# Provided data
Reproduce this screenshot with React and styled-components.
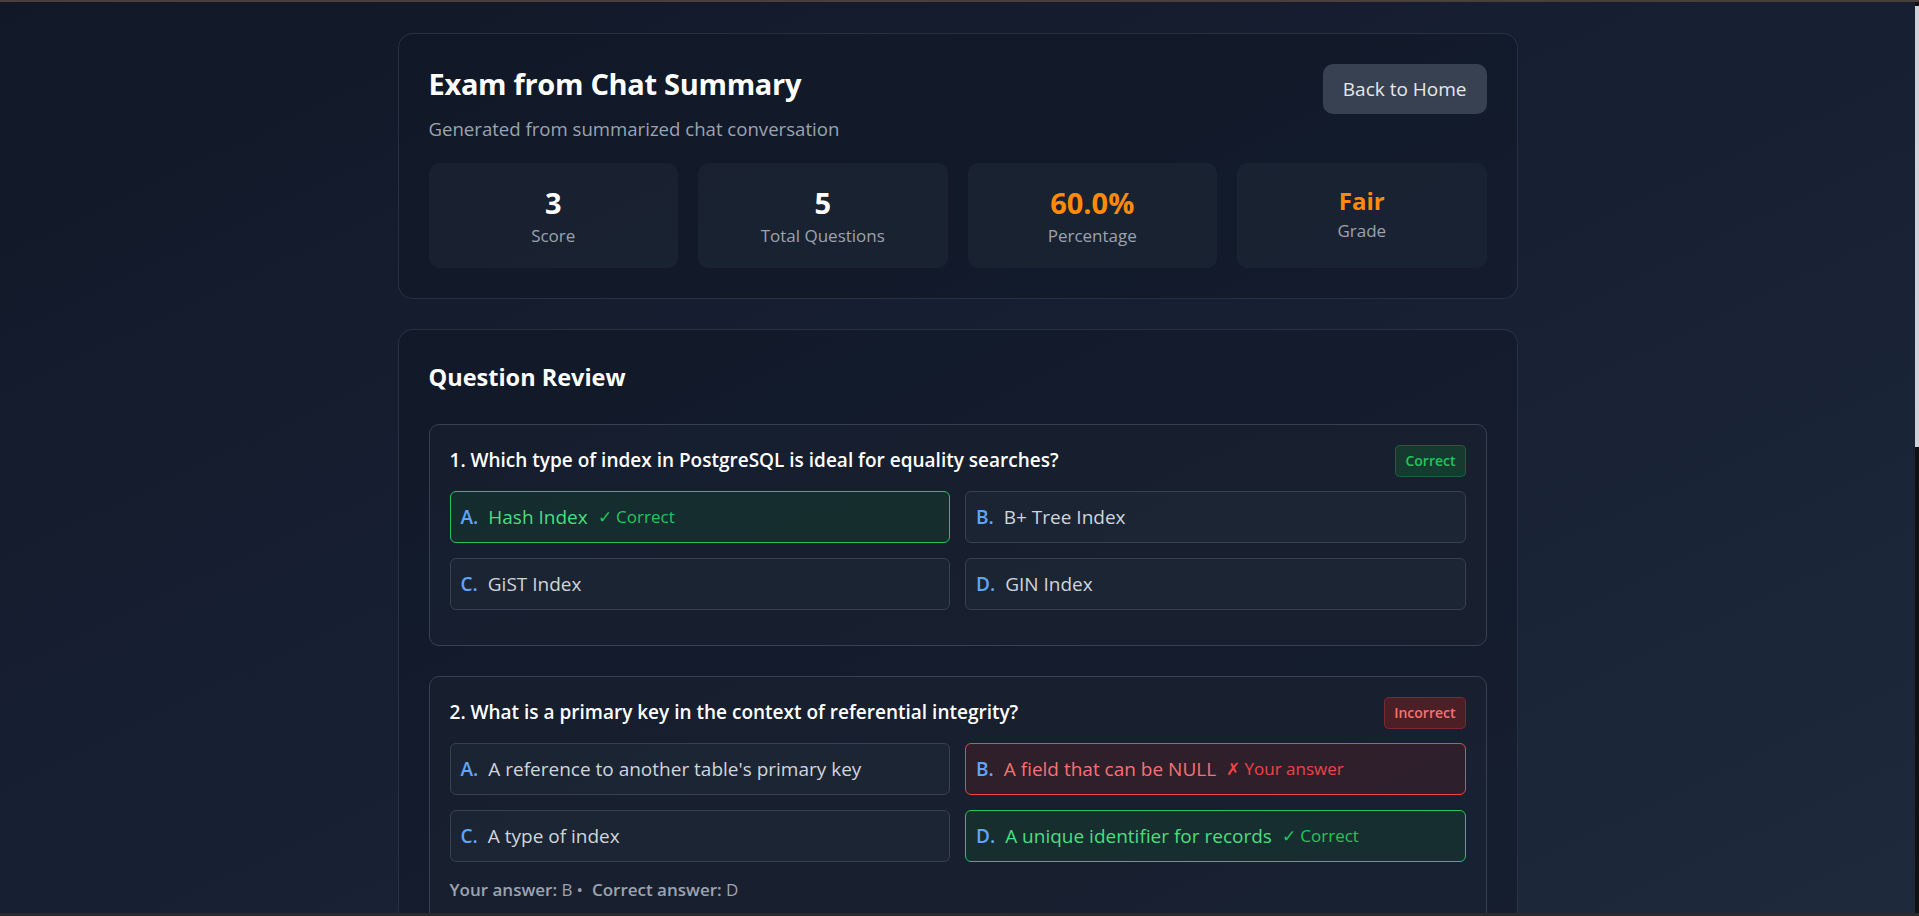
import React from 'react';
import styled, { createGlobalStyle } from 'styled-components';

const GlobalStyle = createGlobalStyle`
    html, body {
        margin: 0;
        padding: 0;
        background: #111827;
        scrollbar-width: none;
    }
    html::-webkit-scrollbar {
        display: none;
    }
    body {
        font-family: "Open Sans", "Noto Sans", sans-serif;
        color: #e5e7eb;
    }
    * {
        box-sizing: border-box;
    }
`;

const Page = styled.div`
    min-height: 100vh;
    padding: 33px 24px 40px 20px;
    background: linear-gradient(to bottom right, #111827 0%, #172033 50%, #1e293b 100%);
    background-attachment: fixed;
`;

const TopEdge = styled.div`
    position: fixed;
    top: 0;
    left: 0;
    right: 0;
    height: 2px;
    background: #4b3e3e;
    z-index: 10;
`;

const BottomEdge = styled.div`
    position: fixed;
    bottom: 0;
    left: 0;
    right: 0;
    height: 3px;
    background: #2a2a2b;
    z-index: 10;
`;

const ScrollTrack = styled.div`
    position: fixed;
    top: 2px;
    right: 0;
    bottom: 3px;
    width: 4px;
    background: #111111;
    z-index: 9;
`;

const ScrollThumb = styled.div`
    margin-top: 4px;
    height: 441px;
    background: #cfd2d9;
`;

const Container = styled.div`
    max-width: 1120px;
    margin: 0 auto;
`;

const Card = styled.section`
    background: rgba(17, 24, 39, 0.55);
    border: 1px solid rgba(55, 65, 81, 0.6);
    border-radius: 15px;
    padding: 30px;
    margin-bottom: ${props => props.gap || '0'};
`;

const HeaderRow = styled.div`
    display: flex;
    justify-content: space-between;
    align-items: flex-start;
`;

const Title = styled.h1`
    margin: 0;
    font-size: 29px;
    line-height: 40px;
    font-weight: 700;
    color: #ffffff;
    letter-spacing: -0.3px;
`;

const Subtitle = styled.p`
    margin: 10px 0 0;
    font-size: 18.6px;
    line-height: 30px;
    color: #9ca3af;
`;

const BackButton = styled.button`
    font-family: inherit;
    font-size: 19px;
    line-height: 30px;
    padding: 10px 20px;
    background: #374151;
    color: #e5e7eb;
    border: none;
    border-radius: 10px;
    cursor: pointer;
`;

const StatsGrid = styled.div`
    display: grid;
    grid-template-columns: repeat(4, 1fr);
    gap: 20px;
    margin-top: 19px;
`;

const Stat = styled.div`
    background: rgba(31, 41, 55, 0.5);
    border-radius: 10px;
    padding: 20px;
    text-align: center;
`;

const StatValue = styled.div`
    font-size: ${props => props.size}px;
    line-height: ${props => props.lh}px;
    font-weight: 700;
    color: ${props => props.color || '#ffffff'};
`;

const StatLabel = styled.div`
    font-size: 17px;
    line-height: 25px;
    color: #9ca3af;
`;

const SectionTitle = styled.h2`
    margin: 0 0 29px;
    font-size: 23.5px;
    line-height: 35px;
    font-weight: 700;
    color: #ffffff;
`;

const QuestionList = styled.div`
    display: flex;
    flex-direction: column;
    gap: 30px;
`;

const QuestionBox = styled.div`
    border: 1px solid #374151;
    border-radius: 10px;
    padding: 20px;
    background: rgba(31, 41, 55, 0.35);
`;

const QuestionHead = styled.div`
    display: flex;
    justify-content: space-between;
    align-items: flex-start;
    gap: 15px;
    margin-bottom: 14px;
`;

const QuestionText = styled.h3`
    margin: 0;
    font-size: 19px;
    line-height: 30px;
    font-weight: 600;
    color: #ffffff;
`;

const Badge = styled.span`
    flex-shrink: 0;
    font-size: 14px;
    line-height: 20px;
    font-weight: 600;
    padding: 5px 9px;
    border-radius: 5px;
    border: 1px solid ${props => (props.ok ? 'rgba(34, 197, 94, 0.3)' : 'rgba(239, 68, 68, 0.3)')};
    background: ${props => (props.ok ? 'rgba(20, 83, 45, 0.5)' : 'rgba(127, 29, 29, 0.5)')};
    color: ${props => (props.ok ? '#22c55e' : '#f87171')};
`;

const OptionsGrid = styled.div`
    display: grid;
    grid-template-columns: 1fr 1fr;
    gap: 15px;
`;

const optionTheme = {
    correct: { border: '#22c55e', bg: 'rgba(20, 83, 45, 0.28)', text: '#4ade80', mark: '#22c55e' },
    wrong: { border: '#ef4444', bg: 'rgba(127, 29, 29, 0.22)', text: '#f87171', mark: '#ef4444' },
    plain: { border: '#374151', bg: 'rgba(31, 41, 55, 0.5)', text: '#d1d5db', mark: '#d1d5db' },
};

const Option = styled.div`
    display: flex;
    align-items: center;
    padding: 10px;
    border-radius: 6px;
    border: 1px solid ${props => optionTheme[props.state].border};
    background: ${props => optionTheme[props.state].bg};
    color: ${props => optionTheme[props.state].text};
    font-size: 19px;
    line-height: 30px;
`;

const Letter = styled.span`
    font-weight: 600;
    color: #60a5fa;
    margin-right: 10px;
`;

const Mark = styled.span`
    margin-left: 10px;
    font-size: 17px;
    color: ${props => optionTheme[props.state].mark};
`;

const AnswerLine = styled.div`
    margin-top: 15px;
    font-size: 17px;
    line-height: 25px;
    color: #9ca3af;
    min-height: ${props => (props.empty ? '0' : '25px')};
`;

const AnswerKey = styled.span`
    font-weight: 600;
`;

const Sep = styled.span`
    margin: 0 9px 0 4px;
`;

const questions = [
    {
        text: 'Which type of index in PostgreSQL is ideal for equality searches?',
        options: ['Hash Index', 'B+ Tree Index', 'GiST Index', 'GIN Index'],
        answer: 0,
        picked: 0,
    },
    {
        text: 'What is a primary key in the context of referential integrity?',
        options: [
            "A reference to another table's primary key",
            'A field that can be NULL',
            'A type of index',
            'A unique identifier for records',
        ],
        answer: 3,
        picked: 1,
    },
    {
        text: 'Which SQL clause is used to filter grouped results?',
        options: ['WHERE', 'HAVING', 'ORDER BY', 'LIMIT'],
        answer: 1,
        picked: 1,
    },
    {
        text: 'What does normalization primarily aim to reduce?',
        options: ['Query speed', 'Data redundancy', 'Number of tables', 'Index size'],
        answer: 1,
        picked: 2,
    },
    {
        text: 'Which isolation level prevents dirty reads but allows non-repeatable reads?',
        options: ['Read Uncommitted', 'Read Committed', 'Repeatable Read', 'Serializable'],
        answer: 1,
        picked: 1,
    },
];

const letters = ['A', 'B', 'C', 'D'];

function Question({ q, index }) {
    const ok = q.picked === q.answer;
    return (
        <QuestionBox>
            <QuestionHead>
                <QuestionText>{index + 1}. {q.text}</QuestionText>
                <Badge ok={ok}>{ok ? 'Correct' : 'Incorrect'}</Badge>
            </QuestionHead>
            <OptionsGrid>
                {q.options.map((opt, i) => {
                    let state = 'plain';
                    if (i === q.answer) state = 'correct';
                    else if (i === q.picked) state = 'wrong';
                    return (
                        <Option key={i} state={state}>
                            <Letter>{letters[i]}.</Letter>
                            {opt}
                            {state === 'correct' && <Mark state={state}>✓ Correct</Mark>}
                            {state === 'wrong' && <Mark state={state}>✗ Your answer</Mark>}
                        </Option>
                    );
                })}
            </OptionsGrid>
            {ok ? (
                <AnswerLine empty />
            ) : (
                <AnswerLine>
                    <AnswerKey>Your answer:</AnswerKey> {letters[q.picked]}
                    <Sep>•</Sep>
                    <AnswerKey>Correct answer:</AnswerKey> {letters[q.answer]}
                </AnswerLine>
            )}
        </QuestionBox>
    );
}

export default function App() {
    return (
        <>
            <GlobalStyle />
            <TopEdge />
            <Page>
                <Container>
                    <Card gap="30px">
                        <HeaderRow>
                            <div>
                                <Title>Exam from Chat Summary</Title>
                                <Subtitle>Generated from summarized chat conversation</Subtitle>
                            </div>
                            <BackButton>Back to Home</BackButton>
                        </HeaderRow>
                        <StatsGrid>
                            <Stat>
                                <StatValue size={29} lh={40}>3</StatValue>
                                <StatLabel>Score</StatLabel>
                            </Stat>
                            <Stat>
                                <StatValue size={29} lh={40}>5</StatValue>
                                <StatLabel>Total Questions</StatLabel>
                            </Stat>
                            <Stat>
                                <StatValue size={29} lh={40} color="#ff8a0a">60.0%</StatValue>
                                <StatLabel>Percentage</StatLabel>
                            </Stat>
                            <Stat>
                                <StatValue size={24} lh={35} color="#ff8a0a">Fair</StatValue>
                                <StatLabel>Grade</StatLabel>
                            </Stat>
                        </StatsGrid>
                    </Card>
                    <Card>
                        <SectionTitle>Question Review</SectionTitle>
                        <QuestionList>
                            {questions.map((q, i) => (
                                <Question key={i} q={q} index={i} />
                            ))}
                        </QuestionList>
                    </Card>
                </Container>
            </Page>
            <ScrollTrack>
                <ScrollThumb />
            </ScrollTrack>
            <BottomEdge />
        </>
    );
}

# Exercise details
Say how many lines have the string "components" in them, offering no words beyond the number.

# Result of the exercise
2